InterSpeech 2021

The CSTR System for Multilingual and Code-Switching ASR Challenges for Low Resource Indian Languages
(Oral presentation)

Ondřej Klejch (University of Edinburgh, UK), Electra Wallington (University of Edinburgh, UK), Peter Bell (University of Edinburgh, UK)
This paper describes the CSTR submission to the Multilingual and Code-Switching ASR Challenges at Interspeech 2021. For the multilingual track of the challenge, we trained a multilingual CNN-TDNN acoustic model for Gujarati, Hindi, Marathi, Odia, Tamil and Telugu and subsequently fine-tuned the model on monolingual training data. A language model built on a mixture of training and CommonCrawl data was used for decoding. We also demonstrate that crawled data from YouTube can be successfully used to improve the performance of the acoustic model with semi-supervised training. These models together with confidence based language identification achieve the average WER of 18.1%, a 41% relative improvement compared to the provided multilingual baseline model.

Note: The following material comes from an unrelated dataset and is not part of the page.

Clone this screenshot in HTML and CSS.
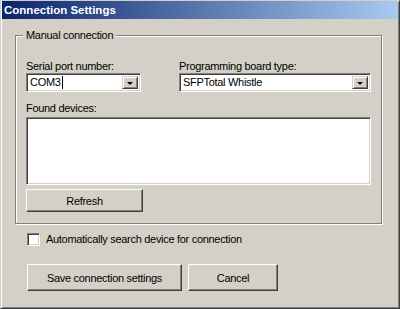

For the code-switching track of the challenge we again train a multilingual model on Bengali and Hindi technical lectures and we employ a language model trained on CommonCrawl Bengali and Hindi data mixed with in-domain English data, using a novel transliteration method to generate pronunciations for the English terms. The final model improves by 18% and 34% relative compared to our multilingual baseline. Both our systems were among the top-ranked entries to the challenge.